(Bloomberg) -- BYD Co. plans to buy back 200 million yuan ($27.9 million) worth of its Shenzhen-listed shares, according to a stock exchange filing Wednesday. 

The move is intended for purposes including employee incentives or reducing registered capital, and aims to lift investor confidence and stabilize the firm’s value, Chairman and Chief Executive Officer Wang Chuanfu said in the filing. 

Shenzhen-listed shares of China’s top-selling auto brand have fallen 34% since the start of February, with a 17% slump in November alone, as competition builds in the country’s electric-vehicle market. BYD also trades in Hong Kong, where it fell 12% in November. 

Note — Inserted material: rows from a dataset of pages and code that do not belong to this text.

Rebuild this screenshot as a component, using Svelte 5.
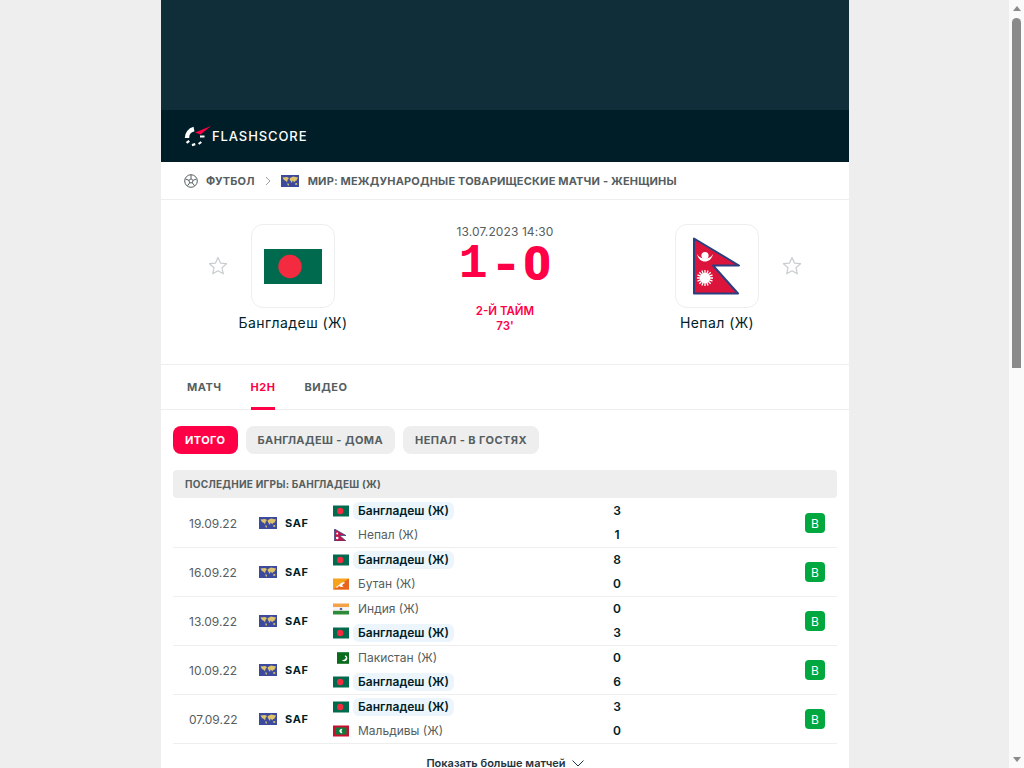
<script lang="ts">
	type Team = { name: string; flag: string; score: number; win?: boolean };
	type Match = { date: string; home: Team; away: Team };

	const bgd = (score: number): Team => ({ name: 'Бангладеш (Ж)', flag: 'bd', score, win: true });

	const matches: Match[] = [
		{ date: '19.09.22', home: bgd(3), away: { name: 'Непал (Ж)', flag: 'np', score: 1 } },
		{ date: '16.09.22', home: bgd(8), away: { name: 'Бутан (Ж)', flag: 'bt', score: 0 } },
		{ date: '13.09.22', home: { name: 'Индия (Ж)', flag: 'in', score: 0 }, away: bgd(3) },
		{ date: '10.09.22', home: { name: 'Пакистан (Ж)', flag: 'pk', score: 0 }, away: bgd(6) },
		{ date: '07.09.22', home: bgd(3), away: { name: 'Мальдивы (Ж)', flag: 'mv', score: 0 } }
	];

	const filters = ['Итого', 'Бангладеш - дома', 'Непал - в гостях'];
	const tabs = ['Матч', 'H2H', 'Видео'];
</script>

{#snippet world()}
	<svg class="world" viewBox="0 0 18 12">
		<rect width="18" height="12" fill="#3c4a9e" />
		<path d="M1.500 2.500L6 2l2 1-1.500 2L6 7.500 5 6 3 5zM6.500 8l1.500 1-.5 2-1-1z" fill="#dfc36a" />
		<path d="M9 3l3-1.500 5 1-1.500 3-2 1 .5 1-1.500-1-1-1-.5 2.500L9.500 6 8.500 4z" fill="#dfc36a" />
		<path d="M14 8.500l2-.5.5 1.500-2 .5z" fill="#dfc36a" />
	</svg>
{/snippet}

{#snippet star()}
	<svg class="star" viewBox="0 0 20 20">
		<path d="M10 1.500l2.500 5.600 6 .6-4.500 4.100 1.300 6-5.300-3.100-5.300 3.100 1.300-6L1.500 7.700l6-.6z" fill="none" stroke="#c8cdcf" stroke-width="1.200" stroke-linejoin="round" />
	</svg>
{/snippet}

{#snippet flag(code: string)}
	<svg class="flag" viewBox="0 0 16 12">
		{#if code === 'bd'}
			<rect y="0.500" width="16" height="11" fill="#006a4e" />
			<circle cx="7.200" cy="6" r="3.200" fill="#f42a41" />
		{:else if code === 'np'}
			<path d="M1.500 0L13 6.500H6.500L13 12H1.500z" fill="#c0174a" stroke="#2a3f80" stroke-width="0.700" />
			<circle cx="4.200" cy="9" r="1.300" fill="#fff" />
			<circle cx="4.200" cy="4.500" r="1" fill="#fff" />
		{:else if code === 'bt'}
			<rect y="0.500" width="16" height="11" fill="#f7a21b" />
			<path d="M0 11.500L16 .5V11.500z" fill="#e8641e" />
			<path d="M3 9l3-2 2-2 3-1 1 1-2 1-1 2 2 1-3 0-2-1-2 2z" fill="#fff" />
		{:else if code === 'in'}
			<rect y="0.500" width="16" height="3.700" fill="#f4a24a" />
			<rect y="4.200" width="16" height="3.600" fill="#f4f4f4" />
			<rect y="7.800" width="16" height="3.700" fill="#2e8b3a" />
			<circle cx="8" cy="6" r="1.300" fill="#5a5f9c" />
		{:else if code === 'pk'}
			<rect x="4" y="0.200" width="12" height="11.600" fill="#0b6b1d" />
			<path d="M12.500 3.500a3 3 0 1 1-3.800 4.200 3 3 0 0 0 3.800-4.200z" fill="#fff" />
			<circle cx="12.600" cy="4.300" r="0.800" fill="#fff" />
		{:else if code === 'mv'}
			<rect y="0.500" width="16" height="11" fill="#c8102e" />
			<rect x="2.500" y="2.500" width="11" height="7" fill="#0f7a3d" />
			<path d="M9.500 4a2.200 2.200 0 1 0 0 4 2.600 2.600 0 0 1 0-4z" fill="#fff" />
		{/if}
	</svg>
{/snippet}

<div class="shell">
	<main class="page">
		<div class="banner"></div>
		<header class="topbar">
			<svg class="logo" viewBox="0 0 28 22">
				<path d="M3 13A9 9 0 0 1 10 4" fill="none" stroke="#fff" stroke-width="4.400" />
				<path d="M3.200 16l1.400 1.800M9.300 18.500l.6 2.300M15.300 17.200l1.300 1.600" fill="none" stroke="#fff" stroke-width="3.400" />
				<path d="M11 7.500L27 1 16.500 9.500z" fill="#ff0046" />
				<path d="M16 11.500h4.500" stroke="#fff" stroke-width="2" />
			</svg>
			<span class="wordmark">FLASHSCORE</span>
		</header>

		<nav class="crumbs">
			<svg class="ball" viewBox="0 0 14 14">
				<circle cx="7" cy="7" r="6.300" fill="none" stroke="#555e61" stroke-width="1" />
				<path d="M7 4.800l2.100 1.500-.8 2.500H5.700l-.8-2.500zM7 4.800V1M9.100 6.300l3.400-1.300M8.300 8.800l2.200 3M5.700 8.800l-2.200 3M4.900 6.300L1.500 5" fill="none" stroke="#555e61" stroke-width="1" />
			</svg>
			<span class="crumb">Футбол</span>
			<svg class="sep" viewBox="0 0 6 10"><path d="M1 1l4 4-4 4" fill="none" stroke="#9aa3a6" stroke-width="1" /></svg>
			{@render world()}
			<span class="crumb">Мир: Международные товарищеские матчи - Женщины</span>
		</nav>

		<section class="match">
			<div class="team">
				<div class="team-star">{@render star()}</div>
				<div class="team-col">
					<div class="crest">
						<svg class="hero-bd" viewBox="0 0 58 35">
							<rect width="58" height="35" fill="#006a4e" />
							<circle cx="26" cy="17.500" r="11.700" fill="#f42a41" />
						</svg>
					</div>
					<div class="team-name">Бангладеш (Ж)</div>
				</div>
			</div>

			<div class="center">
				<div class="kickoff">13.07.2023 14:30</div>
				<div class="score"><span class="one">1</span><span class="dash">-</span><span class="zero">0</span></div>
				<div class="status">2-й тайм</div>
				<div class="minute">73'</div>
			</div>

			<div class="team">
				<div class="team-col">
					<div class="crest">
						<svg class="hero-np" viewBox="0 0 48 58">
							<path d="M1 1.500L46 28.500H20L45 56.500H1z" fill="#dc143c" stroke="#2a3f80" stroke-width="2" stroke-linejoin="round" />
							<path d="M4 17C6 27 18 27 20 17 17 23 7 23 4 17z" fill="#fff" />
							<circle cx="12" cy="18.500" r="3.600" fill="#fff" />
							<circle cx="12" cy="41" r="5.200" fill="#fff" />
							<path d="M12 33v16M4 41h16M6.300 35.300l11.400 11.400M17.700 35.300L6.300 46.700M8.900 33.500l6.200 15M15.100 33.500l-6.200 15M4.500 37.900l15 6.200M19.500 37.900l-15 6.200" stroke="#fff" stroke-width="1.300" />
						</svg>
					</div>
					<div class="team-name">Непал (Ж)</div>
				</div>
				<div class="team-star">{@render star()}</div>
			</div>
		</section>

		<div class="tabs">
			{#each tabs as tab (tab)}
				<a class="tab" class:active={tab === 'H2H'} href="#top">{tab}</a>
			{/each}
		</div>

		<div class="filters">
			{#each filters as f, i (f)}
				<button class="pill" class:on={i === 0}>{f}</button>
			{/each}
		</div>

		<section class="h2h">
			<div class="h2h-head">Последние игры: Бангладеш (Ж)</div>
			{#each matches as m (m.date)}
				<div class="row">
					<span class="date">{m.date}</span>
					<span class="league">{@render world()}<b>SAF</b></span>
					<div class="teams">
						{#each [m.home, m.away] as t (t.name)}
							<div class="line">
								{@render flag(t.flag)}
								<span class="name" class:winner={t.win}>{t.name}</span>
							</div>
						{/each}
					</div>
					<div class="scores">
						<span>{m.home.score}</span>
						<span>{m.away.score}</span>
					</div>
					<span class="badge">В</span>
				</div>
			{/each}
			<button class="more">
				Показать больше матчей
				<svg class="more-icon" viewBox="0 0 12 7"><path d="M.5.500L6 6 11.500.5" fill="none" stroke="#1f3540" stroke-width="1" /></svg>
			</button>
		</section>
	</main>

	<aside class="scrollbar">
		<i class="arrow up"></i>
		<div class="track"><div class="thumb"></div></div>
		<i class="arrow down"></i>
	</aside>
</div>

<style>
	:global(body) {
		margin: 0;
		overflow: hidden;
		background: #eeeeee;
	}

	.shell {
		display: flex;
		height: 768px;
		overflow: hidden;
		font-family: Inter, 'Noto Sans', sans-serif;
		color: #001e28;
	}

	.page {
		flex: none;
		width: 688px;
		height: 768px;
		margin-left: 161px;
		margin-right: 160px;
		background: #fff;
		overflow: hidden;
	}

	.banner {
		height: 110px;
		background: #102d3a;
	}

	.topbar {
		display: flex;
		align-items: center;
		height: 52px;
		padding-left: 23px;
		background: #001e28;
	}

	.logo {
		width: 28px;
		height: 22px;
	}

	.wordmark {
		color: #fff;
		font-size: 13px;
		font-weight: 500;
		letter-spacing: 0.9px;
	}

	.crumbs {
		display: flex;
		align-items: center;
		height: 37px;
		padding-left: 23px;
		border-bottom: 1px solid #eeeeee;
	}

	.ball {
		width: 14px;
		height: 14px;
		margin-right: 8px;
	}

	.crumb {
		font-size: 11px;
		font-weight: 700;
		letter-spacing: 0.17px;
		text-transform: uppercase;
		color: #555e61;
	}

	.sep {
		width: 6px;
		height: 10px;
		margin: 0 10px;
	}

	.crumbs .crumb:last-child {
		margin-left: 9px;
	}

	.world {
		flex: none;
		width: 18px;
		height: 12px;
	}

	.match {
		display: flex;
		justify-content: space-between;
		height: 165px;
		padding: 24px 47px 0;
		box-sizing: border-box;
		border-bottom: 1px solid #eeeeee;
	}

	.team {
		display: flex;
		gap: 23px;
	}

	.team-star {
		padding-top: 32px;
	}

	.star {
		display: block;
		width: 20px;
		height: 20px;
	}

	.team-col {
		display: flex;
		flex-direction: column;
		align-items: center;
		width: 84px;
		white-space: nowrap;
	}

	.crest {
		display: flex;
		align-items: center;
		justify-content: center;
		flex: none;
		width: 84px;
		height: 84px;
		box-sizing: border-box;
		border: 1px solid #eeeeee;
		border-radius: 12px;
	}

	.hero-bd {
		width: 58px;
		height: 35px;
	}

	.hero-np {
		width: 48px;
		height: 58px;
	}

	.team-name {
		margin-top: 7px;
		font-size: 14px;
		line-height: 16px;
		letter-spacing: 0.43px;
	}

	.center {
		display: flex;
		flex-direction: column;
		align-items: center;
		white-space: nowrap;
	}

	.kickoff {
		font-size: 12px;
		line-height: 16px;
		letter-spacing: 0.1px;
		color: #555e61;
	}

	.score {
		display: flex;
		align-items: center;
		height: 40px;
		margin-top: 4px;
		color: #ff0046;
		font-size: 48px;
		line-height: 40px;
		font-weight: 800;
	}

	.one {
		font-family: 'Liberation Mono', monospace;
		font-weight: 700;
	}

	.dash {
		margin: 0 6px 0 7px;
	}

	.zero {
		font-family: Roboto, sans-serif;
		font-weight: 900;
	}

	.status,
	.minute {
		font-size: 11.500px;
		line-height: 15px;
		font-weight: 600;
		color: #ff0046;
		text-transform: uppercase;
	}

	.status {
		margin-top: 20px;
	}

	.tabs {
		display: flex;
		gap: 29px;
		height: 45px;
		padding-left: 26px;
		box-sizing: border-box;
		border-bottom: 1px solid #eeeeee;
	}

	.tab {
		display: flex;
		align-items: center;
		height: 45px;
		padding-top: 1px;
		box-sizing: border-box;
		font-size: 11px;
		font-weight: 700;
		letter-spacing: 0.5px;
		text-transform: uppercase;
		color: #555e61;
		text-decoration: none;
		border-bottom: 3px solid transparent;
	}

	.tab.active {
		color: #ff0046;
		border-bottom-color: #ff0046;
	}

	.filters {
		display: flex;
		gap: 8px;
		padding: 16px 12px;
	}

	.pill {
		height: 28px;
		padding: 0 12px;
		border: 0;
		border-radius: 8px;
		background: #eeeeee;
		font-family: inherit;
		font-size: 11px;
		font-weight: 700;
		letter-spacing: 0.42px;
		text-transform: uppercase;
		color: #555e61;
	}

	.pill.on {
		background: #ff0046;
		color: #fff;
	}

	.h2h {
		padding: 0 12px;
	}

	.h2h-head {
		display: flex;
		align-items: center;
		height: 28px;
		margin-bottom: 1px;
		padding-left: 12px;
		border-radius: 4px;
		background: #eeeeee;
		font-size: 10px;
		font-weight: 700;
		letter-spacing: 0.23px;
		text-transform: uppercase;
		color: #555e61;
	}

	.row {
		display: grid;
		grid-template-columns: 70px 74px 274px 20px 1fr 20px;
		align-items: center;
		height: 49px;
		padding: 0 12px 0 16px;
		box-sizing: border-box;
		border-bottom: 1px solid #eeeeee;
	}

	.date {
		font-size: 12px;
		color: #555e61;
	}

	.league {
		display: flex;
		align-items: center;
		gap: 8px;
	}

	.league b {
		font-size: 11px;
		font-weight: 700;
		letter-spacing: 0.6px;
	}

	.teams {
		display: flex;
		flex-direction: column;
		gap: 6px;
	}

	.line {
		display: flex;
		align-items: center;
		height: 18px;
		gap: 4px;
	}

	.flag {
		flex: none;
		width: 16px;
		height: 12px;
	}

	.name {
		padding: 0 5px;
		font-size: 12px;
		line-height: 18px;
		color: #555e61;
		border-radius: 6px;
	}

	.name.winner {
		font-weight: 600;
		color: #001e28;
		background: #edf5fc;
	}

	.scores {
		display: flex;
		flex-direction: column;
		gap: 6px;
		grid-column: 4;
		font-size: 12px;
		line-height: 18px;
		font-weight: 600;
		text-align: center;
	}

	.badge {
		grid-column: 6;
		display: flex;
		align-items: center;
		justify-content: center;
		width: 20px;
		height: 20px;
		border-radius: 4px;
		background: #00a83f;
		color: #fff;
		font-size: 12px;
	}

	.more {
		display: flex;
		align-items: center;
		justify-content: center;
		gap: 6px;
		width: 100%;
		height: 38px;
		border: 0;
		background: none;
		font-family: inherit;
		font-size: 11px;
		line-height: 12px;
		font-weight: 600;
		color: #1f3540;
	}

	.more-icon {
		width: 12px;
		height: 7px;
	}

	.scrollbar {
		flex: none;
		display: flex;
		flex-direction: column;
		width: 15px;
		height: 768px;
		background: #fafafa;
	}

	.arrow {
		flex: none;
		height: 17px;
		display: flex;
		align-items: center;
		justify-content: center;
	}

	.arrow::before {
		content: '';
		border-left: 4px solid transparent;
		border-right: 4px solid transparent;
	}

	.arrow.up::before {
		border-bottom: 5px solid #8a8a8a;
	}

	.arrow.down::before {
		border-top: 5px solid #8a8a8a;
	}

	.track {
		flex: 1;
		padding: 1px 3px 0;
	}

	.thumb {
		height: 350px;
		border-radius: 5px 5px 0 0;
		background: #8a8a8a;
	}
</style>
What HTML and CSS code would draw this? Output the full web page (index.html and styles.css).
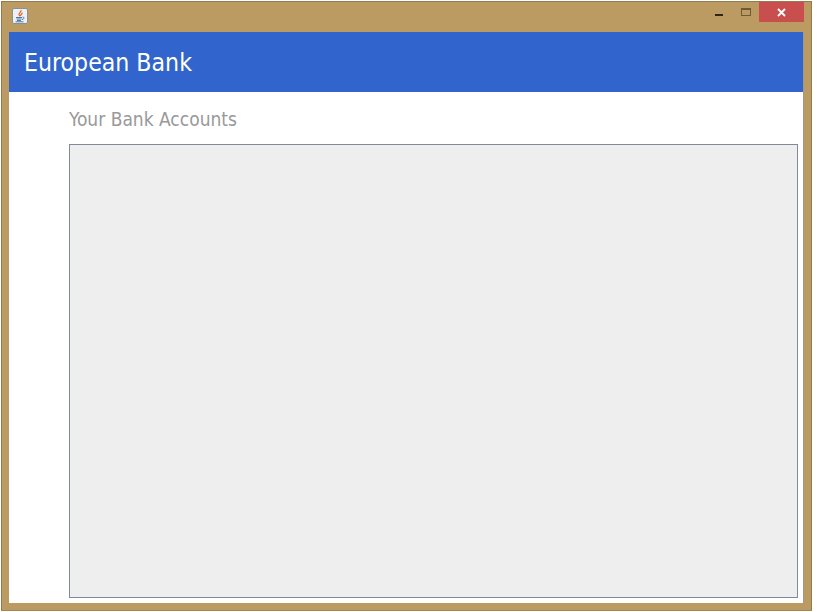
FILE: index.html
```html
<!DOCTYPE html>
<html lang="en">
<head>
  <meta charset="UTF-8" />
  <title>European Bank</title>
  <link rel="stylesheet" href="styles.css">
</head>
<body>
  <div class="window">
    <div class="titlebar">
      <div class="app-icon">
        <svg width="14" height="14" viewBox="0 0 14 14">
          <path d="M8 1C9 2.500 5.500 4 6 5.500C6.300 6.300 6.800 6.800 7 7.200C7 6 10 5 9 3.500" fill="none" stroke="#d9662a" stroke-width="1.200"/>
          <path d="M3 8.500H9M3.500 10H8.500M4 11.500H8" stroke="#4a78a8" stroke-width="1"/>
          <path d="M9.500 8C11.500 7.800 11.500 10.200 9 10.500M2.500 12.800H10.500" fill="none" stroke="#4a78a8" stroke-width="1"/>
        </svg>
      </div>
      <div class="controls">
        <div class="btn-min"><span></span></div>
        <div class="btn-max"><span></span></div>
        <div class="btn-close">
          <svg width="9" height="9" viewBox="0 0 9 9">
            <path d="M1 1L8 8M8 1L1 8" stroke="#fff" stroke-width="1.800"/>
          </svg>
        </div>
      </div>
    </div>
    <div class="content">
      <header class="banner">European Bank</header>
      <div class="main">
        <h2>Your Bank Accounts</h2>
        <div class="panel"></div>
      </div>
    </div>
  </div>
</body>
</html>
```

FILE: styles.css
```css
* {
  margin: 0;
  padding: 0;
  box-sizing: border-box;
}
body {
  background-color: #fff;
  font-family: "DejaVu Sans", sans-serif;
  font-stretch: condensed;
  height: 612px;
  overflow: hidden;
}
.window {
  width: 811px;
  height: 610px;
  margin: 1px 0 0 1px;
  padding: 0 7px 7px 7px;
  background-color: #bb9b61;
  border: 1px solid #8f7a52;
  border-bottom-color: #a08650;
  display: flex;
  flex-direction: column;
}
.titlebar {
  height: 30px;
  flex-shrink: 0;
  display: flex;
  justify-content: space-between;
}
.app-icon {
  width: 16px;
  height: 16px;
  margin: 6px 0 0 3px;
  background-color: #eef0f2;
  border: 1px solid #8b8f94;
  border-radius: 2px;
}
.app-icon svg {
  display: block;
}
.controls {
  display: flex;
  height: 20px;
}
.btn-min {
  width: 8px;
  margin-right: 18px;
  padding-top: 12px;
}
.btn-min span {
  display: block;
  height: 2px;
  background-color: #2e2412;
}
.btn-max {
  width: 10px;
  margin-right: 8px;
  padding-top: 6px;
}
.btn-max span {
  display: block;
  width: 10px;
  height: 8px;
  border: 1px solid #6e5a34;
  border-top-width: 2px;
}
.btn-close {
  width: 45px;
  background-color: #c94f4f;
  display: flex;
  align-items: center;
  justify-content: center;
}
.content {
  flex: 1;
  background-color: #fff;
  border-right: 1px solid #9a9a90;
  display: flex;
  flex-direction: column;
}
.banner {
  height: 60px;
  flex-shrink: 0;
  background-color: #3164cc;
  color: #fff;
  font-size: 24.6px;
  line-height: 62px;
  padding-left: 15px;
}
.main {
  flex: 1;
  display: flex;
  flex-direction: column;
  padding: 0 5px 5px 60px;
}
.main h2 {
  height: 52px;
  font-size: 19px;
  font-weight: 400;
  line-height: 54px;
  color: #999;
}
.panel {
  flex: 1;
  background-color: #eeeeee;
  border: 1px solid #808a9c;
}
```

It is still a clear market leader, selling more than 301,000 vehicles last month, including 170,150 fully electric cars. Tesla Inc. sold 82,432 EVs in China in November. 

Read More: Tesla’s Global EV Share Sank to 13% in October: Morgan Stanley

BYD has lowered vehicle prices to maintain sales momentum as more competitors including tech companies Xiaomi and Huawei enter the market. 

BYD was up 2% in Shenzhen at 1:30 p.m. local time, in line for its biggest daily gain since Oct. 18. Its Hong Kong-traded shares rose 3.1%, the most in a month.